Preparing for opening day: Backpack distribution draws big crowds  

  • The line of parents and children waiting to participate in Thursday’s Valuing Our Children-Patch Parents’ Council backpack distribution stretched for most of a block from the Athol Credit Union office down Main Street.  —Greg Vine

  • The lobby of the Athol Credit Union was buzzing with activity during the Valuing Our Children-Patch Parents’ Council backpack distribution. Greg Vine

  • Parents and children file into the lobby of the Athol Credit Union where backpacks and school supplies were handed out. Greg Vine

For the Athol Daily News
Published: 8/16/2019 9:50:23 PM
Modified: 8/16/2019 9:50:16 PM

ATHOL – There was no mistaking where the 18th Annual Valuing Our Children-Patch Parents’ Council backpack distribution was taking place Thursday morning. No one driving through downtown Athol could miss the line of kids and parents stretching from the Athol Credit Union for nearly a full block down Main Street.

Backpacks full of school supplies were distributed to local students in grades Kindergarten through 12.

Path Family Advocate Kelly Flaherty, who started in her position in November, was in charge of organizing the event.

“This was my first year doing this,” she said. “We rely heavily on donations from the town. We’ve gotten donations from – I can’t even name them all, and I don’t want to forget anyone. We partner with the Salvation Army, who pays for have the bags that we buy. We also did a drive this year at Walmart where people made donations.”

Flaherty said Patch makes accommodations to supply about 500 children.

“By the time we’re done,” she said, “whatever is left over, we fill the backpacks and give them out at the school openings. Some parents couldn’t make it today. So, if they let us know we give them whatever we have left over. If people call me and we have the supplies, I set up a time with them and give it to them. So, we base in about 500, 550.”

In addition to the Salvation Army, Flaherty also credited Athol Credit Union and several other organizations.

“Every year, Athol Credit Union gives us a space, and buys us a bunch of supplies, and hands out snacks for the kids,” she said. “The Junior Pioneer Women’s Club gave us a lot – about 100 backpacks and supplies. The Franklin County Cyclists gave us some supplies. D’Ambosio Eye Care and Heywood Hospital gave us some supplies. It’s tough to name them all.”

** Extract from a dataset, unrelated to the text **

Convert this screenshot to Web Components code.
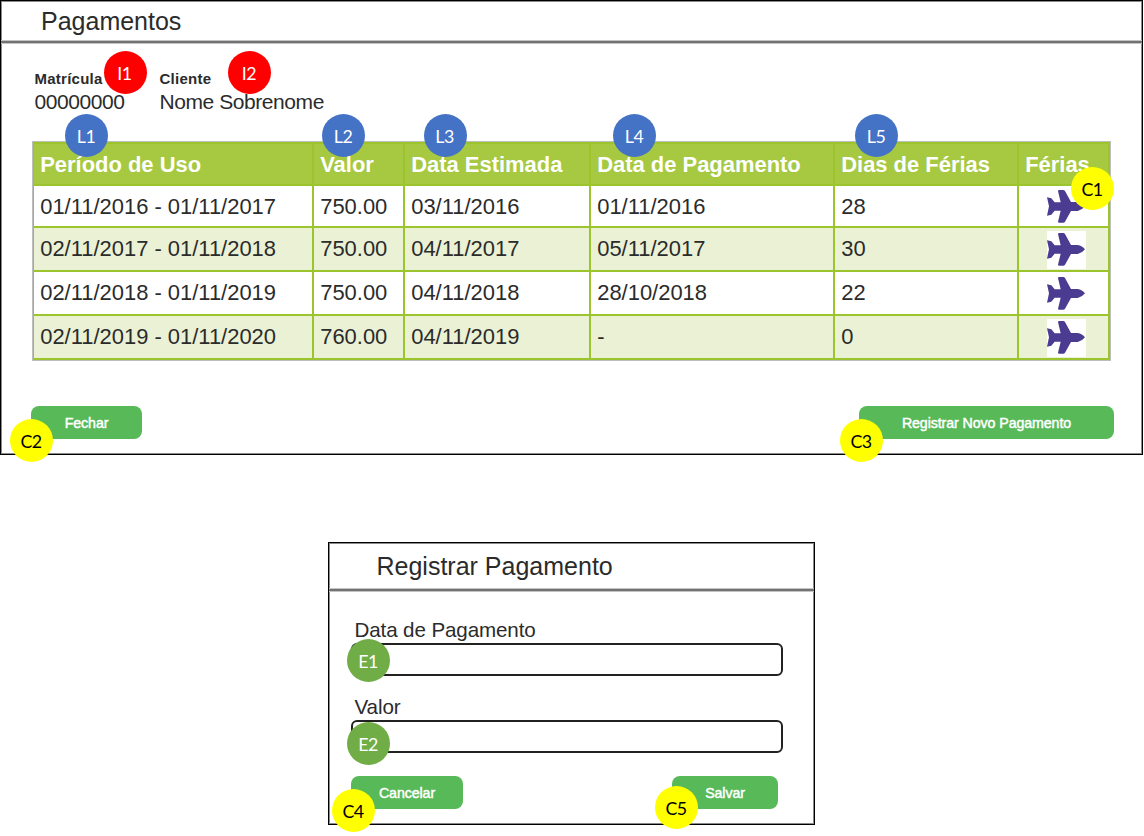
<!DOCTYPE html>
<html lang="pt-BR">
<head>
<meta charset="utf-8">
<title>Pagamentos</title>
<style>
  body { margin: 0; background: #fff; font-family: "Liberation Sans", Arial, sans-serif; color: #2b2b2b; }
</style>
</head>
<body>
<payments-app></payments-app>
<script>
const define = (name, html) => {
  const template = document.createElement('template');
  template.innerHTML = html;
  customElements.define(name, class extends HTMLElement {
    constructor() {
      super();
      this.attachShadow({ mode: 'open' }).append(template.content.cloneNode(true));
    }
  });
};

/* Framed window with a title bar */
define('ui-panel', `
<style>
  :host { display: flex; flex-direction: column; box-sizing: border-box; border: 1px solid #000; box-shadow: inset 0 0 0 1px #8a8a8a; background: #fff; }
  header { box-sizing: border-box; height: var(--bar, 40px); line-height: var(--bar-line, 40px); padding-left: var(--indent, 40px); font-size: 25px; white-space: nowrap; }
  .rule { height: 2px; background: #727272; box-shadow: 0 -1px #c4c4c4, 0 1px #c4c4c4; }
  .body { flex: 1; display: flex; flex-direction: column; }
</style>
<header><slot name="title"></slot></header>
<div class="rule"></div>
<div class="body"><slot></slot></div>`);

/* Bold caption over a value */
define('info-field', `
<style>
  :host { display: flex; flex-direction: column; white-space: nowrap; }
  .label { font-size: 15px; font-weight: bold; line-height: 20px; letter-spacing: .25px; }
  .value { font-size: 21px; line-height: 26px; letter-spacing: -.43px; }
</style>
<span class="label"><slot name="label"></slot></span>
<span class="value"><slot></slot></span>`);

define('action-button', `
<style>
  :host { display: block; }
  button { display: block; width: 100%; height: 33px; border: 0; padding: 0; border-radius: 8px; background: #57b957; color: #fff;
    font: 14.2px/33px "Liberation Sans", Arial, sans-serif; -webkit-text-stroke: .45px #fff; white-space: nowrap; letter-spacing: -.08px; }
  span { display: block; height: 33px; line-height: 34px; }
</style>
<button type="button"><span><slot></slot></span></button>`);

define('form-field', `
<style>
  :host { display: block; }
  .label { display: block; font-size: 20.6px; letter-spacing: -.12px; line-height: 26px; padding-left: 3.5px; }
  input { display: block; box-sizing: border-box; width: 100%; height: 33px; margin: 0; border: 2px solid #222; border-radius: 6px; background: #fff; }
</style>
<label><span class="label"><slot></slot></span><input type="text"></label>`);

define('plane-icon', `
<style>
  :host { display: block; width: 39px; height: 38px; background: #fff; }
  svg { display: block; }
</style>
<svg width="39" height="38" viewBox="0 0 117 114" fill="#4b3c92">
  <path d="M0 28L13 31L23 43H41L33 9Q33 6 37 6H49Q52 6 54 9L72 42H92Q106 44 114 55Q106 66 92 69H72L54 101Q52 104 49 104H37Q33 104 33 101L41 68H23L13 80L0 83L6 55Z"/>
</svg>`);

/* Row with six slotted cells */
define('payment-row', `
<style>
  :host { display: grid; grid-template-columns: 278px 89px 184px 242px 182px 89px; grid-template-rows: var(--h, 42px); column-gap: 2px; height: var(--h, 42px); line-height: var(--lh, var(--h, 42px)); font-size: 21.95px; white-space: nowrap; }
  ::slotted(*) { box-sizing: border-box; padding-left: 6.2px; background: #fff; }
  :host([alt]) ::slotted(*) { background: #eaf1d5; }
  :host([head]) { color: #fff; font-weight: bold; }
  :host([head]) ::slotted(*) { background: #a6c941; }
</style>
<slot></slot>`);

define('payment-table', `
<style>
  :host { display: flex; flex-direction: column; box-sizing: border-box; gap: 2px; border: 1px solid #bdbdbd; padding: 2px 2px 2px 1px; background: #9cc52d; }
</style>
<slot></slot>`);

/* Annotation circle lying over the screens */
define('marker-badge', `
<style>
  :host { position: absolute; width: 43px; height: 43px; border-radius: 50%; text-align: center;
    font: 17.8px/45px Lato, "Open Sans", sans-serif; letter-spacing: -.5px; text-indent: -1px; color: #fff; background: #4472c4; }
  :host([kind="info"]) { background: #f00; }
  :host([kind="command"]) { background: #ff0; color: #000; }
  :host([kind="entry"]) { background: #70ad47; }
</style>
<slot></slot>`);

define('payments-app', `
<style>
  :host { display: block; position: relative; width: 1144px; height: 836px; overflow: hidden; }
  .list { width: 1143px; height: 455px; }
  .client { display: flex; margin: 26px 0 0 33.5px; height: 47px; }
  .client info-field:first-child { width: 125px; }
  payment-table { width: 1079px; height: 220px; margin: 25px 0 0 31px; }
  .icon { display: grid; place-items: center; padding: 2px 0 0 5px; }
  .list .actions { display: flex; justify-content: space-between; margin: 45px 28px 0 30px; }
  .register { width: 487px; height: 283px; margin: 87px 0 0 328px; --bar: 46px; --bar-line: 47px; --indent: 47.5px; }
  .register form-field { margin: 26px 31px 0 22px; }
  .register form-field + form-field { margin-top: 18px; }
  .register .actions { display: flex; justify-content: space-between; margin: 23px 36px 0 22px; }
</style>
<ui-panel class="list">
  <span slot="title">Pagamentos</span>
  <div class="client">
    <info-field><span slot="label">Matrícula</span>00000000</info-field>
    <info-field><span slot="label">Cliente</span>Nome Sobrenome</info-field>
  </div>
  <payment-table>
    <payment-row head style="--h:40px;--lh:42px"><span>Período de Uso</span><span>Valor</span><span>Data Estimada</span><span>Data de Pagamento</span><span>Dias de Férias</span><span>Férias</span></payment-row>
    <payment-row style="--h:40px;--lh:42px"><span>01/11/2016 - 01/11/2017</span><span>750.00</span><span>03/11/2016</span><span>01/11/2016</span><span>28</span><span class="icon"><plane-icon></plane-icon></span></payment-row>
    <payment-row alt><span>02/11/2017 - 01/11/2018</span><span>750.00</span><span>04/11/2017</span><span>05/11/2017</span><span>30</span><span class="icon"><plane-icon></plane-icon></span></payment-row>
    <payment-row><span>02/11/2018 - 01/11/2019</span><span>750.00</span><span>04/11/2018</span><span>28/10/2018</span><span>22</span><span class="icon"><plane-icon></plane-icon></span></payment-row>
    <payment-row alt><span>02/11/2019 - 01/11/2020</span><span>760.00</span><span>04/11/2019</span><span>-</span><span>0</span><span class="icon"><plane-icon></plane-icon></span></payment-row>
  </payment-table>
  <div class="actions">
    <action-button style="width:111px">Fechar</action-button>
    <action-button style="width:255px">Registrar Novo Pagamento</action-button>
  </div>
</ui-panel>
<ui-panel class="register">
  <span slot="title">Registrar Pagamento</span>
  <form-field>Data de Pagamento</form-field>
  <form-field>Valor</form-field>
  <div class="actions">
    <action-button style="width:112px">Cancelar</action-button>
    <action-button style="width:106px">Salvar</action-button>
  </div>
</ui-panel>
<marker-badge kind="info" style="left:103.5px;top:51px">I1</marker-badge>
<marker-badge kind="info" style="left:228px;top:51px">I2</marker-badge>
<marker-badge style="left:65px;top:114px">L1</marker-badge>
<marker-badge style="left:322px;top:114px">L2</marker-badge>
<marker-badge style="left:423.5px;top:114px">L3</marker-badge>
<marker-badge style="left:613px;top:114px">L4</marker-badge>
<marker-badge style="left:855px;top:114px">L5</marker-badge>
<marker-badge kind="command" style="left:1071px;top:167px">C1</marker-badge>
<marker-badge kind="command" style="left:10px;top:419px">C2</marker-badge>
<marker-badge kind="command" style="left:840px;top:419px">C3</marker-badge>
<marker-badge kind="entry" style="left:347px;top:639px">E1</marker-badge>
<marker-badge kind="entry" style="left:347px;top:722px">E2</marker-badge>
<marker-badge kind="command" style="left:332px;top:789px">C4</marker-badge>
<marker-badge kind="command" style="left:655px;top:786px">C5</marker-badge>`);
</script>
</body>
</html>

Flaherty said planning for the August event starts early in the year.

“We start sending out letters in March to people who have donated in the past,” she explained, “and just spreading the word and asking for donations.”

A delay in the distribution didn’t seem to dampen enthusiasm for the program.

“There was a mix-up,” said Flaherty. “We had to push it back a couple of days because the bags did not arrive in time. So, that was a little stressful. But the community was really good about it. We got the word out. I had a few phone calls Tuesday, but we had signs up in the window and (on social media). If people said to me ‘I can’t make it on Thursday,’ I will arrange with them to come at a different time and pick up a bag.”

Flaherty said 40 or more volunteers work to make the backpack distribution possible. Two sessions were held Thursday, one from 10 a.m. to noon and another from 1 to 3 p.m.

Said one mother, who asked not to be identified, “This is a great thing they do for the kids, and really helps families whose budgets may be a little stretched. It really is appreciated.”

All Athol schools open for the new year on Wednesday, Aug. 28.